Exercise aim:
In your copy, leave out the pictures; write out all the data exactly.

Dataset section:

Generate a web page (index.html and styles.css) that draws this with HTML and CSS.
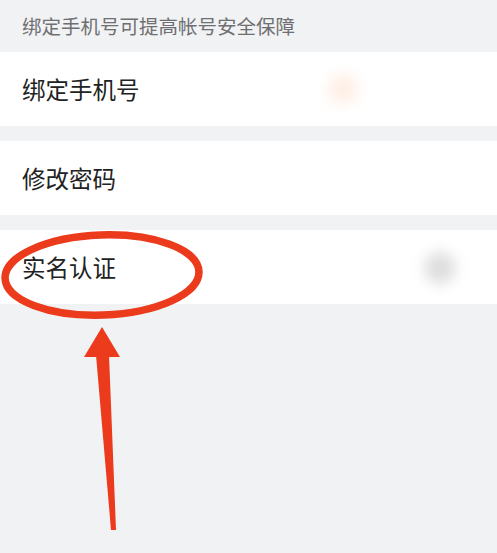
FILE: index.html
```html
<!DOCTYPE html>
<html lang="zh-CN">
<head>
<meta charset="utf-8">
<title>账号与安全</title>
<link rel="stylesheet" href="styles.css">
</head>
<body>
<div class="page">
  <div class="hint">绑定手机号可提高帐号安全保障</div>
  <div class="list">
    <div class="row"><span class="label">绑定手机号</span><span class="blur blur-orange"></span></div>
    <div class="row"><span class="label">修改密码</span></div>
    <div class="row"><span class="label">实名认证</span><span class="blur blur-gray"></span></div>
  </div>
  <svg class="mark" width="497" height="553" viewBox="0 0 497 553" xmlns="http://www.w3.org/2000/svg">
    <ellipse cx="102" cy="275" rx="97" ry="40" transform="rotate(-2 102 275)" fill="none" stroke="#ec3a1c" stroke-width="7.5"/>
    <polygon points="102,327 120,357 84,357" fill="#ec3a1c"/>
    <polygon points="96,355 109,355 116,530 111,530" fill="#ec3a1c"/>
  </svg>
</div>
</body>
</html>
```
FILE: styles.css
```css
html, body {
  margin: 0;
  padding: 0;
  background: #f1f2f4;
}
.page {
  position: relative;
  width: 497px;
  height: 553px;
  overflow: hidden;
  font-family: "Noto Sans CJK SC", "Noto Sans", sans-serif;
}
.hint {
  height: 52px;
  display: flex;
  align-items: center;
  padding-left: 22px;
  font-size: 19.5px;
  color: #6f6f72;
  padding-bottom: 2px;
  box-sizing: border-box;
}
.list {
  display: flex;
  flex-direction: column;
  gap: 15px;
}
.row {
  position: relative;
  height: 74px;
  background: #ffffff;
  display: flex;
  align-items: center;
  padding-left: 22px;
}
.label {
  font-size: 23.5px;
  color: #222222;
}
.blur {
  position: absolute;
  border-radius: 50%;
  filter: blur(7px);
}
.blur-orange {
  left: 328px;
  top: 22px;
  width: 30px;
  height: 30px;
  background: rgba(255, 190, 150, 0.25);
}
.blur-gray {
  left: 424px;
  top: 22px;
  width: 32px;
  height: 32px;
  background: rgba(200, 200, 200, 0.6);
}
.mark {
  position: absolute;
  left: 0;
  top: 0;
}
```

Task solution:
Generate a web page (index.html and styles.css) that draws this with HTML and CSS.
FILE: index.html
```html
<!DOCTYPE html>
<html lang="zh-CN">
<head>
<meta charset="utf-8">
<title>账号与安全</title>
<link rel="stylesheet" href="styles.css">
</head>
<body>
<div class="page">
  <div class="hint">绑定手机号可提高帐号安全保障</div>
  <div class="list">
    <div class="row"><span class="label">绑定手机号</span><span class="blur blur-orange"></span></div>
    <div class="row"><span class="label">修改密码</span></div>
    <div class="row"><span class="label">实名认证</span><span class="blur blur-gray"></span></div>
  </div>
  <svg class="mark" width="497" height="553" viewBox="0 0 497 553" xmlns="http://www.w3.org/2000/svg">
    <ellipse cx="102" cy="275" rx="97" ry="40" transform="rotate(-2 102 275)" fill="none" stroke="#ec3a1c" stroke-width="7.5"/>
    <polygon points="102,327 120,357 84,357" fill="#ec3a1c"/>
    <polygon points="96,355 109,355 116,530 111,530" fill="#ec3a1c"/>
  </svg>
</div>
</body>
</html>
```
FILE: styles.css
```css
html, body {
  margin: 0;
  padding: 0;
  background: #f1f2f4;
}
.page {
  position: relative;
  width: 497px;
  height: 553px;
  overflow: hidden;
  font-family: "Noto Sans CJK SC", "Noto Sans", sans-serif;
}
.hint {
  height: 52px;
  display: flex;
  align-items: center;
  padding-left: 22px;
  font-size: 19.5px;
  color: #6f6f72;
  padding-bottom: 2px;
  box-sizing: border-box;
}
.list {
  display: flex;
  flex-direction: column;
  gap: 15px;
}
.row {
  position: relative;
  height: 74px;
  background: #ffffff;
  display: flex;
  align-items: center;
  padding-left: 22px;
}
.label {
  font-size: 23.5px;
  color: #222222;
}
.blur {
  position: absolute;
  border-radius: 50%;
  filter: blur(7px);
}
.blur-orange {
  left: 328px;
  top: 22px;
  width: 30px;
  height: 30px;
  background: rgba(255, 190, 150, 0.25);
}
.blur-gray {
  left: 424px;
  top: 22px;
  width: 32px;
  height: 32px;
  background: rgba(200, 200, 200, 0.6);
}
.mark {
  position: absolute;
  left: 0;
  top: 0;
}
```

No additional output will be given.